>> start Stored data
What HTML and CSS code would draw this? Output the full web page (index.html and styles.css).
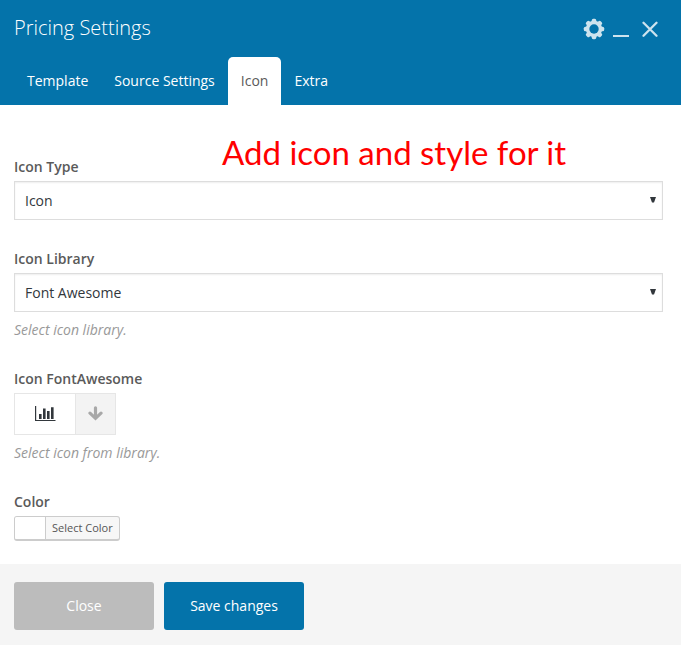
FILE: index.html
```html
<!DOCTYPE html>
<html lang="en">
<head>
<meta charset="utf-8">
<title>Pricing Settings</title>
<link rel="stylesheet" href="styles.css">
</head>
<body>
<div class="panel">
  <header class="header">
    <div class="titlebar">
      <h1 class="title">Pricing Settings</h1>
      <div class="controls">
        <svg class="gear" width="22" height="22" viewBox="-11 -11 22 22"><g fill="#cde3ee"><rect x="-2.3" y="-10.2" width="4.6" height="20.4" rx="1.6"/><rect x="-2.3" y="-10.2" width="4.6" height="20.4" rx="1.6" transform="rotate(45)"/><rect x="-2.3" y="-10.2" width="4.6" height="20.4" rx="1.6" transform="rotate(90)"/><rect x="-2.3" y="-10.2" width="4.6" height="20.4" rx="1.6" transform="rotate(135)"/><circle r="8.2"/></g><circle r="4.7" fill="#0473aa"/></svg>
        <svg class="minimize" width="16" height="22"><path d="M0 18h16" stroke="#cde3ee" stroke-width="2"/></svg>
        <svg class="close" width="16" height="22"><path d="M1.5 4.8l13 13m0-13l-13 13" stroke="#cde3ee" stroke-width="2.3" stroke-linecap="round"/></svg>
      </div>
    </div>
    <nav class="tabs">
      <a class="tab">Template</a>
      <a class="tab">Source Settings</a>
      <a class="tab active">Icon</a>
      <a class="tab">Extra</a>
    </nav>
  </header>
  <main class="content">
    <div class="annotation">Add icon and style for it</div>
    <section class="field type">
      <div class="label">Icon Type</div>
      <div class="select">Icon<svg width="6" height="6"><path d="M0 0h6L4 5.5H2z" fill="#32373c"/></svg></div>
    </section>
    <section class="field library">
      <div class="label">Icon Library</div>
      <div class="select">Font Awesome<svg width="6" height="6"><path d="M0 0h6L4 5.5H2z" fill="#32373c"/></svg></div>
      <div class="hint">Select icon library.</div>
    </section>
    <section class="field picker-field">
      <div class="label">Icon FontAwesome</div>
      <div class="picker">
        <div class="preview"><svg width="21" height="16"><path d="M.6 0v14.5H20.5" fill="none" stroke="#32373c" stroke-width="1.2"/><path d="M4 8h2.6v5H4zM8 2.5h2.6V13H8zM12 5h2.6v8H12zM16 1.2h2.6V13H16z" fill="#32373c"/></svg></div>
        <div class="toggle"><svg width="15" height="15"><path d="M7.5 1.8v10M2 7.2l5.5 5.1L13 7.2" fill="none" stroke="#a8a8a8" stroke-width="3.2" stroke-linecap="round"/></svg></div>
      </div>
      <div class="hint">Select icon from library.</div>
    </section>
    <section class="field color-field">
      <div class="label">Color</div>
      <div class="color"><span class="swatch"></span><span class="color-text">Select Color</span></div>
    </section>
  </main>
  <footer class="footer">
    <div class="button secondary">Close</div>
    <div class="button primary">Save changes</div>
  </footer>
</div>
</body>
</html>
```
FILE: styles.css
```css
* { box-sizing: border-box; }
body { margin: 0; font-family: "Open Sans", sans-serif; font-size: 14px; color: #32373c; background: #fff; }
svg { display: block; }
.panel { height: 645px; display: flex; flex-direction: column; overflow: hidden; }
.header { height: 105px; background: #0473aa; color: #fff; }
.titlebar { height: 57px; padding: 0 23px 0 14px; display: flex; justify-content: space-between; }
.title { margin: 0; font-size: 20px; line-height: 56px; font-weight: 300; }
.controls { display: flex; padding-top: 18px; }
.minimize { margin-left: 8px; }
.close { margin-left: 13px; }
.tabs { display: flex; height: 48px; padding-left: 14px; }
.tab { padding: 0 13px; line-height: 48px; }
.tab.active { background: #fff; color: #5a5a5a; border-radius: 5px 5px 0 0; }
.content { position: relative; height: 459px; padding: 52px 18px 0 14px; }
.annotation { position: absolute; left: 222px; top: 26px; font: 33px/42px Lato, sans-serif; color: #f00; white-space: nowrap; }
.label { height: 24px; line-height: 20px; font-weight: 600; color: #5a5a5a; }
.select { height: 39px; padding: 0 6px 0 10px; display: flex; justify-content: space-between; line-height: 37px; border: 1px solid #ddd; box-shadow: inset 0 1px 2px rgba(0,0,0,.07); }
.select svg { margin-top: 15px; }
.hint { font-style: italic; color: #999; line-height: 20px; padding-top: 8px; }
.type { height: 92px; }
.library { height: 120px; }
.picker-field { height: 123px; }
.picker { display: flex; width: 102px; height: 42px; border: 1px solid #e6e6e6; }
.preview { width: 61px; border-right: 1px solid #e6e6e6; padding: 12px 0 0 20px; }
.toggle { flex: 1; background: #f3f3f3; padding: 12px 0 0 12px; }
.color { display: flex; width: 106px; height: 25px; border: 1px solid #ccc; border-bottom-width: 2px; border-radius: 3px; background: #f7f7f7; overflow: hidden; }
.swatch { width: 31px; background: #fff; border-right: 1px solid #ccc; }
.color-text { padding-left: 6px; font-size: 11px; line-height: 22px; color: #555; white-space: nowrap; }
.footer { height: 81px; background: #f5f5f5; padding: 18px 14px; display: flex; gap: 10px; }
.button { width: 140px; height: 48px; line-height: 48px; border-radius: 3px; text-align: center; color: #fff; }
.primary { background: #0473aa; }
.secondary { background: #bcbcbc; }
```
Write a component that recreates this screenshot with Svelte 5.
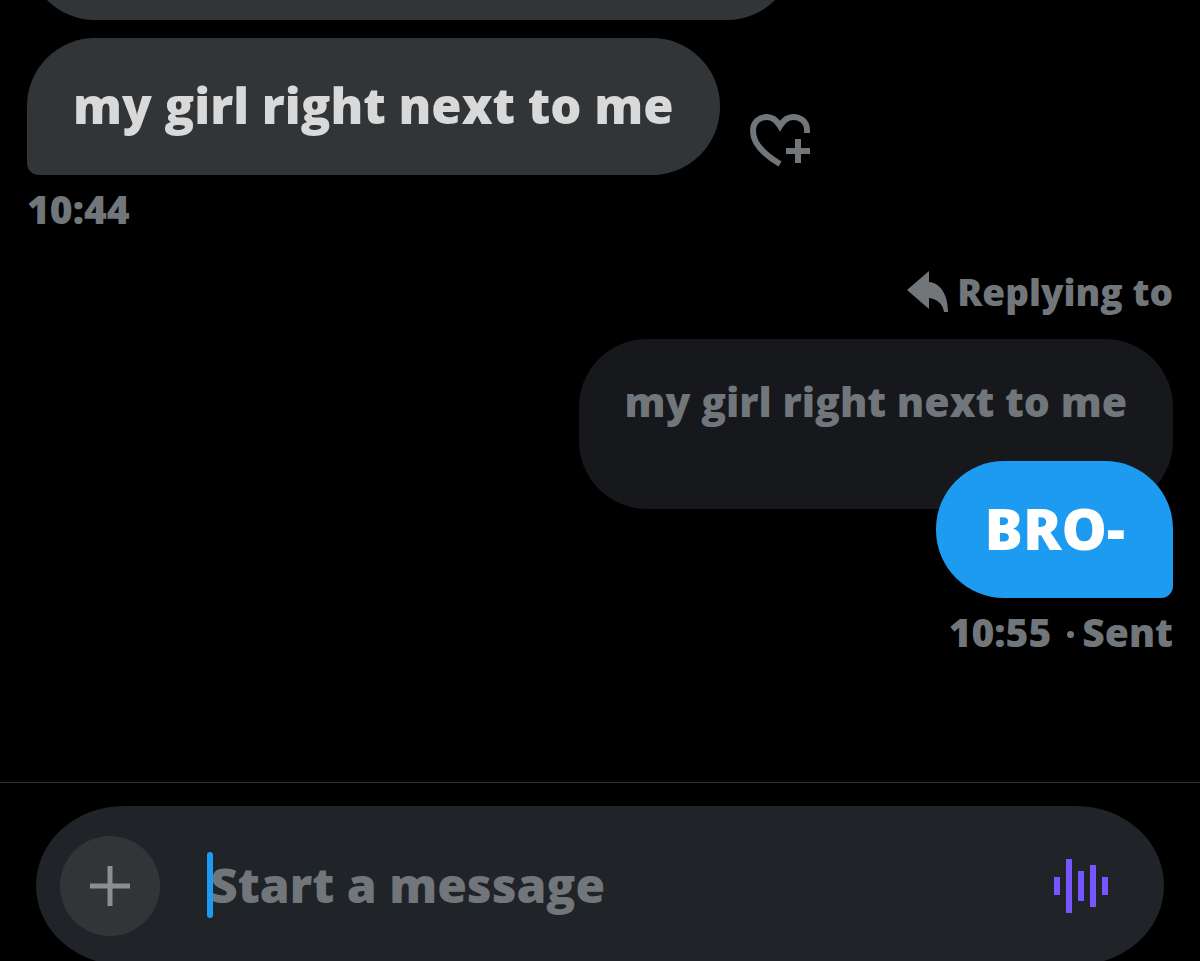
<script lang="ts">
  let draft = $state("");

  const received = { text: "my girl right next to me", time: "10:44" };
  const sent = { text: "BRO-", time: "10:55", status: "Sent" };

  // x offset and height of every bar in the voice icon
  const bars = [
    { x: 0, h: 18 },
    { x: 12, h: 54 },
    { x: 24, h: 30 },
    { x: 36, h: 42 },
    { x: 48, h: 18 },
  ];
</script>

<div class="chat">
  <main class="thread">
    <div class="bubble previous"></div>

    <div class="received">
      <div class="row">
        <p class="bubble incoming">{received.text}</p>
        <button class="react" aria-label="Add reaction">
          <svg width="60" height="54" viewBox="0 0 60 54" fill="none" stroke="currentColor" stroke-width="6">
            <path d="M57 20v-3C57 8 50 4 43 4c-6 0-10 4-13 9C27 8 23 4 17 4 9 4 3 9 3 18c0 12 10 23 27 33" />
            <path d="M36 38h24M48 26v24" />
          </svg>
        </button>
      </div>
      <time class="meta">{received.time}</time>
    </div>

    <div class="sent">
      <div class="replying">
        <svg width="42" height="42" viewBox="0 0 42 42" fill="currentColor" aria-hidden="true">
          <path d="M22 0v11c11 1 19 12 19 30h-4c-1-8-7-13-15-14v11L0 19z" />
        </svg>
        <span>Replying to</span>
      </div>
      <blockquote class="quoted">{received.text}</blockquote>
      <p class="bubble outgoing">{sent.text}</p>
      <div class="meta">
        <time>{sent.time}</time>
        <span class="dot"></span>
        <span>{sent.status}</span>
      </div>
    </div>
  </main>

  <footer class="footer">
    <form class="composer" onsubmit={(e) => e.preventDefault()}>
      <button class="add" type="button" aria-label="Add attachment">
        <svg width="40" height="40" viewBox="0 0 40 40" stroke="currentColor" stroke-width="5">
          <path d="M0 20h40M20 0v40" />
        </svg>
      </button>
      <div class="field">
        <input type="text" placeholder="Start a message" aria-label="Start a message" bind:value={draft} />
      </div>
      <button class="voice" type="button" aria-label="Record voice message">
        <svg width="54" height="54" viewBox="0 0 54 54" fill="currentColor">
          {#each bars as bar}
            <rect x={bar.x} y={27 - bar.h / 2} width="6" height={bar.h} />
          {/each}
        </svg>
      </button>
    </form>
  </footer>
</div>

<style>
  :global(body) {
    margin: 0;
    background: #000;
  }

  .chat {
    display: flex;
    flex-direction: column;
    height: 100vh;
    overflow: hidden;
    font-family: "Open Sans", "Noto Sans", sans-serif;
    font-weight: 800;
    color: #71767b;
    background: #000;
  }

  button {
    display: flex;
    align-items: center;
    justify-content: center;
    padding: 0;
    border: 0;
    background: none;
    color: inherit;
    cursor: pointer;
  }

  svg {
    display: block;
  }

  p,
  blockquote {
    margin: 0;
  }

  .thread {
    flex: 1;
    display: flex;
    flex-direction: column;
    padding: 0 27px;
  }

  .bubble {
    box-sizing: border-box;
    min-height: 137px;
    padding: 31px 46px 34px;
    border-radius: 68px;
    font-size: 49px;
    line-height: 72px;
  }

  /* older message, scrolled mostly out of view */
  .previous {
    width: 67%;
    margin-top: -117px;
    background: #323538;
    flex-shrink: 0;
  }

  .received {
    display: flex;
    flex-direction: column;
    align-items: flex-start;
    margin-top: 18px;
  }

  .row {
    display: flex;
    align-items: flex-end;
    gap: 30px;
  }

  .incoming {
    background: #323538;
    border-bottom-left-radius: 12px;
    color: #d9d9d9;
  }

  .react {
    margin-bottom: 8px;
  }

  .meta {
    display: flex;
    align-items: center;
    margin-top: 7px;
    font-size: 39px;
    line-height: 54px;
  }

  .dot {
    width: 7px;
    height: 7px;
    margin: 4px 8px 0 16px;
    border-radius: 50%;
    background: currentColor;
  }

  .sent {
    display: flex;
    flex-direction: column;
    align-items: flex-end;
    margin-top: 29px;
  }

  .replying {
    display: flex;
    align-items: center;
    gap: 8px;
    font-size: 37px;
    line-height: 54px;
  }

  .quoted {
    padding: 32px 46px 78px;
    border-radius: 68px;
    background: #16181c;
    margin-top: 20px;
    font-size: 41px;
    line-height: 60px;
  }

  .outgoing {
    position: relative;
    margin-top: -48px;
    padding: 31px 48px 34px;
    background: #1d9bf0;
    border-bottom-right-radius: 12px;
    color: #fff;
    font-size: 57px;
  }

  .footer {
    flex-shrink: 0;
    margin-bottom: -4px;
    padding: 23px 36px 0;
    border-top: 1px solid #2f3336;
  }

  .composer {
    display: flex;
    align-items: center;
    box-sizing: border-box;
    height: 159px;
    padding: 0 56px 0 24px;
    border-radius: 88px / 80px;
    background: #202327;
  }

  .add {
    width: 100px;
    height: 100px;
    border-radius: 50%;
    background: #323538;
    color: #8e8d92;
  }

  .field {
    position: relative;
    flex: 1;
    margin-left: 47px;
  }

  /* text caret */
  .field::before {
    content: "";
    position: absolute;
    top: 2px;
    bottom: 4px;
    left: 0;
    width: 6px;
    border-radius: 3px;
    background: #1d9bf0;
  }

  input {
    box-sizing: border-box;
    display: block;
    width: 100%;
    height: 72px;
    padding: 0 0 2px 3px;
    border: 0;
    outline: none;
    background: none;
    color: #d9d9d9;
    caret-color: #1d9bf0;
    font: inherit;
    font-size: 48px;
  }

  input::placeholder {
    color: #71767b;
    opacity: 1;
  }

  .voice {
    color: #7856ff;
  }
</style>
>> end Stored data
Your goal
Copy each line above containing the string "this".

The answer
What HTML and CSS code would draw this? Output the full web page (index.html and styles.css).
Write a component that recreates this screenshot with Svelte 5.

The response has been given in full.